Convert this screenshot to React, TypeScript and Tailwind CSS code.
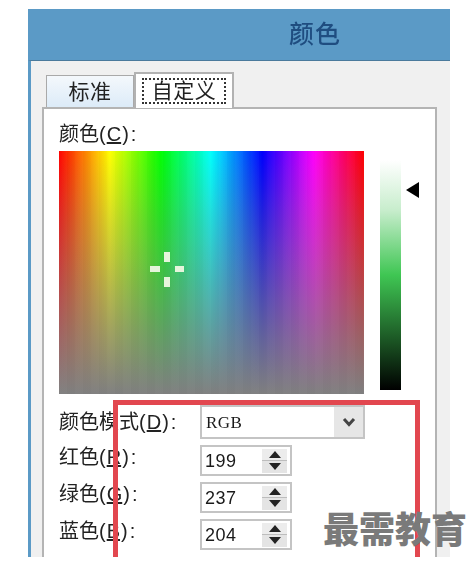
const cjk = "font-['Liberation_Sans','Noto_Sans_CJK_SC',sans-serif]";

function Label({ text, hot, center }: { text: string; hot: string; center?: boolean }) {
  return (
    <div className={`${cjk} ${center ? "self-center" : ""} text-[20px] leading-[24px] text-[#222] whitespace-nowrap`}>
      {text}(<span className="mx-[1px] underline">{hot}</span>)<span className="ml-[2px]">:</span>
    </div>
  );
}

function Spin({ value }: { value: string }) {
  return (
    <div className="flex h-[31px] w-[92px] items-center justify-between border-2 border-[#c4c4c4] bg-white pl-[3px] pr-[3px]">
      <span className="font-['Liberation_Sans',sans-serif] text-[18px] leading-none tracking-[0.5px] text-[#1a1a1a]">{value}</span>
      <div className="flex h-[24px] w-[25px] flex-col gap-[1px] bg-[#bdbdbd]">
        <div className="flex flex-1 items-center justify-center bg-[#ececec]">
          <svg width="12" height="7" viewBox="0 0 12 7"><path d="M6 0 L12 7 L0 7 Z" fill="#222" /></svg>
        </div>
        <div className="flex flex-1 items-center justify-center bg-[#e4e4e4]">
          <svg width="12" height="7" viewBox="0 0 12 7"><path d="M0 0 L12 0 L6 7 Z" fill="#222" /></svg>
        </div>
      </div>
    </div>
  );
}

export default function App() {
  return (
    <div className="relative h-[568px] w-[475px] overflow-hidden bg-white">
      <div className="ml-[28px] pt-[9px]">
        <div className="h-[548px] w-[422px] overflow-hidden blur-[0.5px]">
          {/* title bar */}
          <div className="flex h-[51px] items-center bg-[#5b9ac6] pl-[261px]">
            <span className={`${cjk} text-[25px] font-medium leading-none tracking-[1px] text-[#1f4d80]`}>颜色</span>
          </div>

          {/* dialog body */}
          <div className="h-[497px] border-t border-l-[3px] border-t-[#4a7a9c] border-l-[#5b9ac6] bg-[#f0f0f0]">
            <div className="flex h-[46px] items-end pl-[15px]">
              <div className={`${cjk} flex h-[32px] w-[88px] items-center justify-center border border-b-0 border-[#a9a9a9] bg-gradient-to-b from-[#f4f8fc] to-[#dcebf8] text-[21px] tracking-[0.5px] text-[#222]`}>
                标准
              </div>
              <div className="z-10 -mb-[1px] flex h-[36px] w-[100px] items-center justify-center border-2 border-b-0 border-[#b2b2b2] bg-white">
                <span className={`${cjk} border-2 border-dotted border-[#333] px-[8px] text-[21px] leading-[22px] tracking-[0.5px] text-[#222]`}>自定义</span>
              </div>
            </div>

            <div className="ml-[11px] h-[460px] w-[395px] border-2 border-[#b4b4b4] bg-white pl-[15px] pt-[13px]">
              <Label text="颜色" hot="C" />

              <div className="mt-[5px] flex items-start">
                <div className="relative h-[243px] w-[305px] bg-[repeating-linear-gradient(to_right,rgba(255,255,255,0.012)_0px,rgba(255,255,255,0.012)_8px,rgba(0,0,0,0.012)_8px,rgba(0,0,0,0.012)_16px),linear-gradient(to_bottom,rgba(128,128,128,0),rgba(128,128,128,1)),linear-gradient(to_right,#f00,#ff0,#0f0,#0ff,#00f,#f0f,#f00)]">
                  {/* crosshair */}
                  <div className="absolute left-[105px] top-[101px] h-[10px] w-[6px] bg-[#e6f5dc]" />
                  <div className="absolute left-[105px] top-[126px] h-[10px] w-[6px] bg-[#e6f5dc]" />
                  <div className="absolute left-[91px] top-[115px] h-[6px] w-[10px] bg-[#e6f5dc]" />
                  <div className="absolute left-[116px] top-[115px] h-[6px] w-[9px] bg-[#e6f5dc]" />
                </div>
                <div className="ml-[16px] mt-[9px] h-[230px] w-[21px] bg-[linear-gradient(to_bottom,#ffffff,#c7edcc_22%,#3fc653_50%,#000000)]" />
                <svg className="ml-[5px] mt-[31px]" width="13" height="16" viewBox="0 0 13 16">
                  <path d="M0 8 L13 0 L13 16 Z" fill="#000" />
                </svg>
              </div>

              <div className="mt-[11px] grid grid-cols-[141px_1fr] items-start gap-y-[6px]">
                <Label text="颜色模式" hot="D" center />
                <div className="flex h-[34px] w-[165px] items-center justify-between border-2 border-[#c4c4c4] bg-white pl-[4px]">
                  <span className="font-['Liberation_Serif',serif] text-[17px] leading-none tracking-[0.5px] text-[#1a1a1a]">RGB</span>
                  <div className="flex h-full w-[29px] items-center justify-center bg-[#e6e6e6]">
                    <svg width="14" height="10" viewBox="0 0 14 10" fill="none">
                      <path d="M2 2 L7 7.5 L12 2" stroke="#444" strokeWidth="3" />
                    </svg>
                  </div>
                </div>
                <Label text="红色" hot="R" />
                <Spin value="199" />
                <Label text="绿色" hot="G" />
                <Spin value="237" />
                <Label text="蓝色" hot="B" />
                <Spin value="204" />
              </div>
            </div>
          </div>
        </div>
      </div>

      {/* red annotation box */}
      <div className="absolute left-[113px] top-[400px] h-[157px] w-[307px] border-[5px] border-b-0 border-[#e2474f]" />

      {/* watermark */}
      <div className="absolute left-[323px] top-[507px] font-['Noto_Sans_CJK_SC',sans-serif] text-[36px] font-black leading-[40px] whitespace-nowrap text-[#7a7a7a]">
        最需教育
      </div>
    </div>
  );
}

• • • •

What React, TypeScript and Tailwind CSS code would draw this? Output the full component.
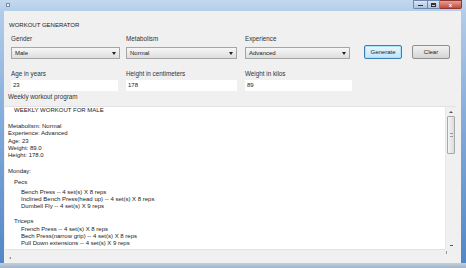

• • • •

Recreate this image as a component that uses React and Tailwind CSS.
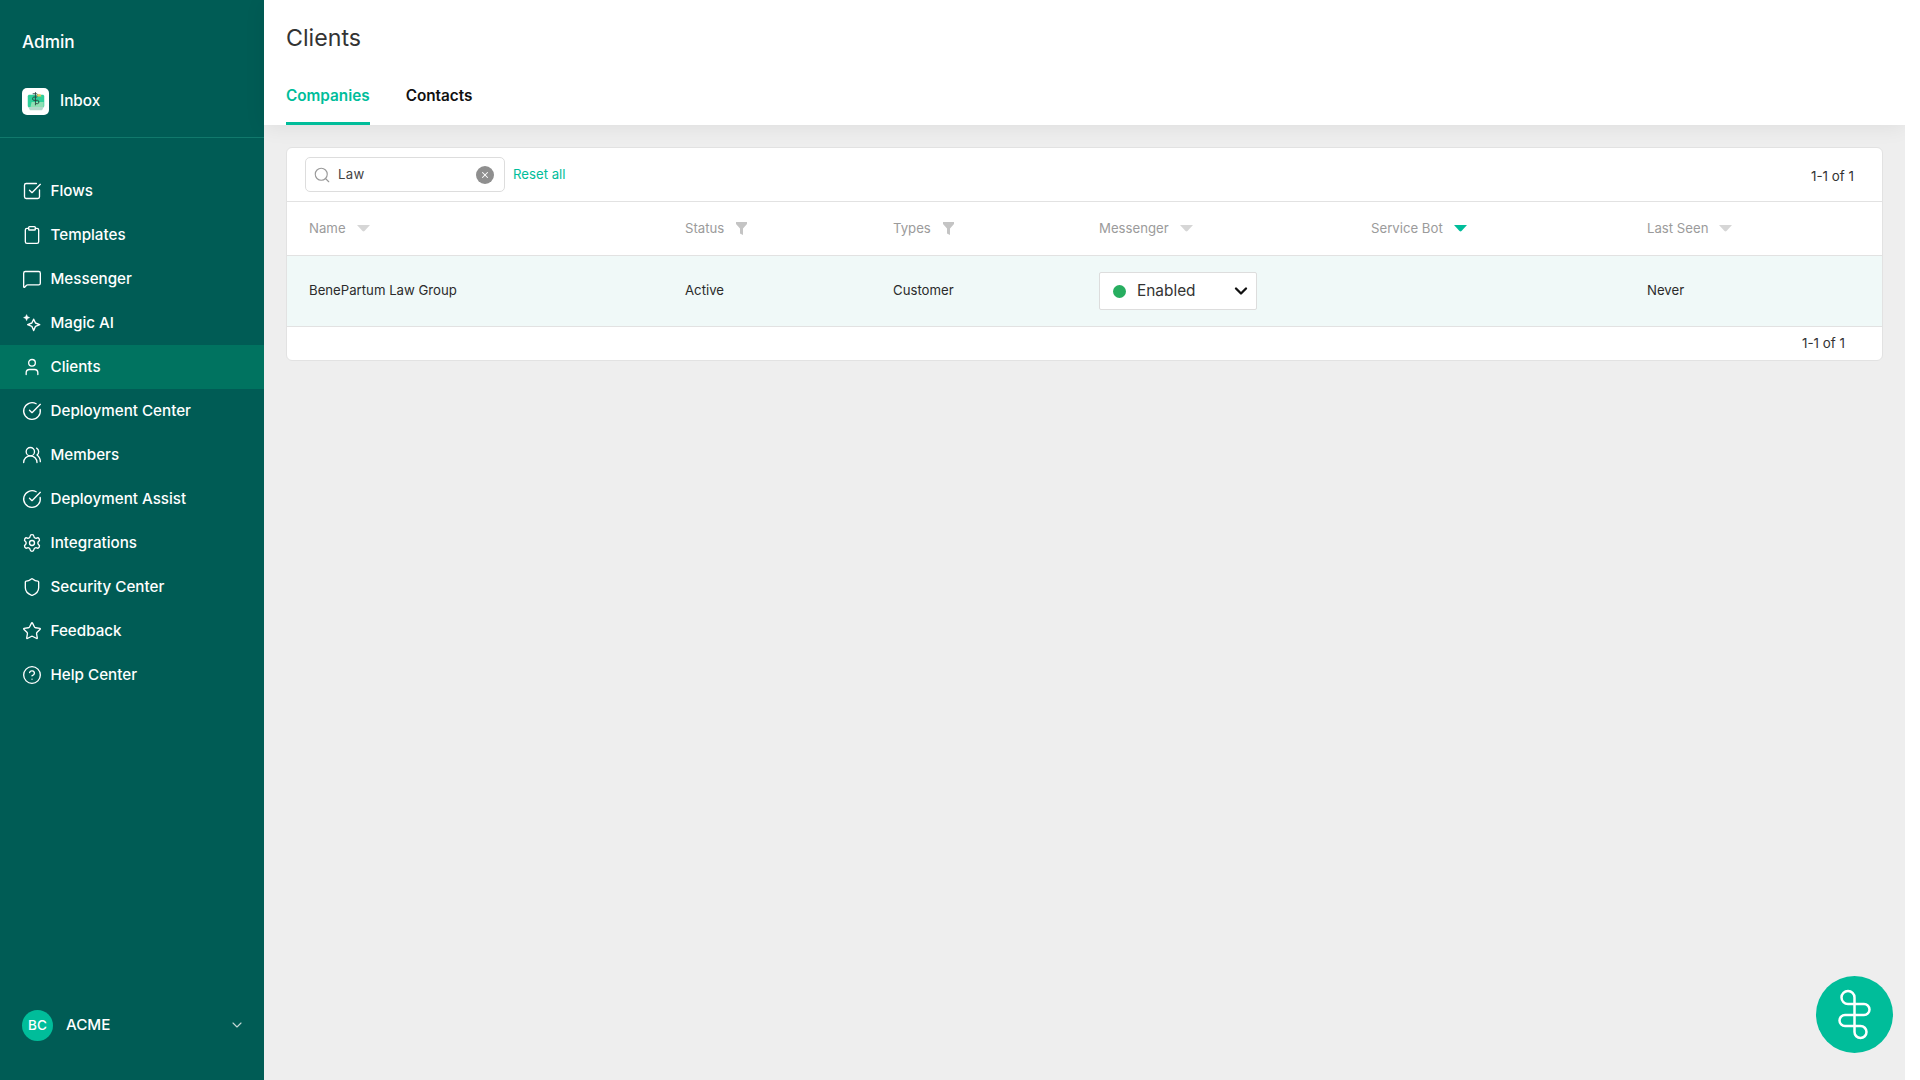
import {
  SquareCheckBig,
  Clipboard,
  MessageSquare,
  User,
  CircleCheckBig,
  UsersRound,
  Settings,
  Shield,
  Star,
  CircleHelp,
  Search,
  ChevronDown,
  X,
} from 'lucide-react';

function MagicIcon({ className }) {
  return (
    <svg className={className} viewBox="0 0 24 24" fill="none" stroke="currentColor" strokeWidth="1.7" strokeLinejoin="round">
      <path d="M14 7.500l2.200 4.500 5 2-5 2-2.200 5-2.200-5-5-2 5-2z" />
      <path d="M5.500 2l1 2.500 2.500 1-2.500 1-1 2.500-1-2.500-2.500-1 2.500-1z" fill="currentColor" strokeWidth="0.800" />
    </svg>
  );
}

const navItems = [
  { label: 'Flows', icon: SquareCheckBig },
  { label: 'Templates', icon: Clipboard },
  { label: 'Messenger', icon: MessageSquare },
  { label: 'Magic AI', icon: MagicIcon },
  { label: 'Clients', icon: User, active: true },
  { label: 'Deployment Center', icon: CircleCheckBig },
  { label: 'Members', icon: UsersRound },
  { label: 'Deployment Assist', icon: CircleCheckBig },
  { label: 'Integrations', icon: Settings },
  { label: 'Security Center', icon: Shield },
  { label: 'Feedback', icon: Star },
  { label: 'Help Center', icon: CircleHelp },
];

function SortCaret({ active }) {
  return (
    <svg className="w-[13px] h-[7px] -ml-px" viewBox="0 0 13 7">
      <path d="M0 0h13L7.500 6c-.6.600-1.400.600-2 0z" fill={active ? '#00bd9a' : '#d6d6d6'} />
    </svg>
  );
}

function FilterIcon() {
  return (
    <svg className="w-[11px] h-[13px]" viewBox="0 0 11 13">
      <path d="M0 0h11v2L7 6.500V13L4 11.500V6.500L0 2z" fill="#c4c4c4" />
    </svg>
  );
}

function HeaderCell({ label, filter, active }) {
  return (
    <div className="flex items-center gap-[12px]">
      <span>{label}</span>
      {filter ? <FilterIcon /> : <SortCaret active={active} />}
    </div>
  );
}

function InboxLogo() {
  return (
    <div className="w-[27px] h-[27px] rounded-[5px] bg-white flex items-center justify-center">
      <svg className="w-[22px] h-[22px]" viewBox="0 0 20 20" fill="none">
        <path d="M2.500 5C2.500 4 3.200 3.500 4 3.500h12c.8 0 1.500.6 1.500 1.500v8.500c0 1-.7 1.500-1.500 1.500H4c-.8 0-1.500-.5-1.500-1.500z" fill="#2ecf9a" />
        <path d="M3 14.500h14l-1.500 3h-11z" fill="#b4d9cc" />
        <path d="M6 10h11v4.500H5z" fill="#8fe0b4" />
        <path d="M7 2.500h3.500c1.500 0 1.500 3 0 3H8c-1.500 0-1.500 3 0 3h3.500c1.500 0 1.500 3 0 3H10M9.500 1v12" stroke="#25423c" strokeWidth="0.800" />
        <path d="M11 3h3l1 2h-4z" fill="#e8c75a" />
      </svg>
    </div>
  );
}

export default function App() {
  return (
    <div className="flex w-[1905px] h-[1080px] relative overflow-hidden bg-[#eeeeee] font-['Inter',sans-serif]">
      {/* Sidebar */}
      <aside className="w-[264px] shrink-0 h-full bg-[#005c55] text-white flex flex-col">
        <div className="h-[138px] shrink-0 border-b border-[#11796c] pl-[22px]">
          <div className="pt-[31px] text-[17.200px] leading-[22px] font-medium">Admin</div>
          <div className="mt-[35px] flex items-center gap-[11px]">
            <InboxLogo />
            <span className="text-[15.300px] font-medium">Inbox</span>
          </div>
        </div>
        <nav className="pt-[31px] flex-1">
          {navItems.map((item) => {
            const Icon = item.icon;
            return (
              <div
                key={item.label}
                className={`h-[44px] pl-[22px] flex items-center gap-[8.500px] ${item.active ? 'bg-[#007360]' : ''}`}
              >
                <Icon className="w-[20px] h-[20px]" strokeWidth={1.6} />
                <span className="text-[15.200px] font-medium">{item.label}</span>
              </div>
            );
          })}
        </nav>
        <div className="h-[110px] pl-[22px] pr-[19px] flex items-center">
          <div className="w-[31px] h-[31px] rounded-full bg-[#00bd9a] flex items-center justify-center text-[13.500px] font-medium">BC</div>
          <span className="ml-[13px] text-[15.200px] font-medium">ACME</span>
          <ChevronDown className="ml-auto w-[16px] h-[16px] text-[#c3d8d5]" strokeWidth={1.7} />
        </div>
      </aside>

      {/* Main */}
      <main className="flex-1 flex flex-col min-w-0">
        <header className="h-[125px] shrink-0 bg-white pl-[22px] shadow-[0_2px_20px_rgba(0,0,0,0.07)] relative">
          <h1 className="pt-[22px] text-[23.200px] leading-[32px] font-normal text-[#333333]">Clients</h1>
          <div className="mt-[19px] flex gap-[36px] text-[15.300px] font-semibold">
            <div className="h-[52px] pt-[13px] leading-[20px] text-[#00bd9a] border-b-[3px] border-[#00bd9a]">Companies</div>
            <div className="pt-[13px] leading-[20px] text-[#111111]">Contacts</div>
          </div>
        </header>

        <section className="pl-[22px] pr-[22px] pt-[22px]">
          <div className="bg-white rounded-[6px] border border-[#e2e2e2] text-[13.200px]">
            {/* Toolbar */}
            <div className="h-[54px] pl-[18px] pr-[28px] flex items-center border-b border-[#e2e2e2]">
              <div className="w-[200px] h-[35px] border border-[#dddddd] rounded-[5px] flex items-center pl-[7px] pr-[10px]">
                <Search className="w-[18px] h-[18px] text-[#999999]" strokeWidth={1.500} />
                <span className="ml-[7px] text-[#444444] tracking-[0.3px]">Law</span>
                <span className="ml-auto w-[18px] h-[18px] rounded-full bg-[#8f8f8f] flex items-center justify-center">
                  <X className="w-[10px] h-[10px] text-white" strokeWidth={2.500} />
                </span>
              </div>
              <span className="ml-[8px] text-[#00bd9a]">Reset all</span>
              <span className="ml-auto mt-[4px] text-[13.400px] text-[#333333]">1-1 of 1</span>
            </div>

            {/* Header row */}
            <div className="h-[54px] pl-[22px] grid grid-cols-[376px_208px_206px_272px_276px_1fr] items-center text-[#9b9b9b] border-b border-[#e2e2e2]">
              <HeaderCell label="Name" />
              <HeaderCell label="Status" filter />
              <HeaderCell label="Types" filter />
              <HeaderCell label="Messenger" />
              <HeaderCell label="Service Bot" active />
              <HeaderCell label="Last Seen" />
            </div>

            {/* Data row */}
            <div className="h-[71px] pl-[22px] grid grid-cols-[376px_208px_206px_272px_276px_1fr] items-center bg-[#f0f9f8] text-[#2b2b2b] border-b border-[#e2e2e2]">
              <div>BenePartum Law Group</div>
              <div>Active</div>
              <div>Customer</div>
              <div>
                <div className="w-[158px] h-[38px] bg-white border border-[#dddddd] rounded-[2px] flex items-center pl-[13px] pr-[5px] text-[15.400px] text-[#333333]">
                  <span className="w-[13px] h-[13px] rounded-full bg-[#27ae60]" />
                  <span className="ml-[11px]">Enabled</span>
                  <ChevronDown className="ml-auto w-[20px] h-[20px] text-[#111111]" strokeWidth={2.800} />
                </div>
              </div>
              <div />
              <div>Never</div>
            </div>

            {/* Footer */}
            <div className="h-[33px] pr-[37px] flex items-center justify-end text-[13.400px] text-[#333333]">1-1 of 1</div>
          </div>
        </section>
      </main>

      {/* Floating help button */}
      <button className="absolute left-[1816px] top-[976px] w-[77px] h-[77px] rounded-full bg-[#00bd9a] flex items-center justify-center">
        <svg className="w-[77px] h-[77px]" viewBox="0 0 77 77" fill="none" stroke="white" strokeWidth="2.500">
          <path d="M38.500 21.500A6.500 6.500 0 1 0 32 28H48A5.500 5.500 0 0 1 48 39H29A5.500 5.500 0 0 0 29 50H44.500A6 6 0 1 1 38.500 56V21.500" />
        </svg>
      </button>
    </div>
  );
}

• • • •

Task details - Pull out each line of the records holding the string "this".

Worked solution -
Convert this screenshot to React, TypeScript and Tailwind CSS code.
What React, TypeScript and Tailwind CSS code would draw this? Output the full component.
Recreate this image as a component that uses React and Tailwind CSS.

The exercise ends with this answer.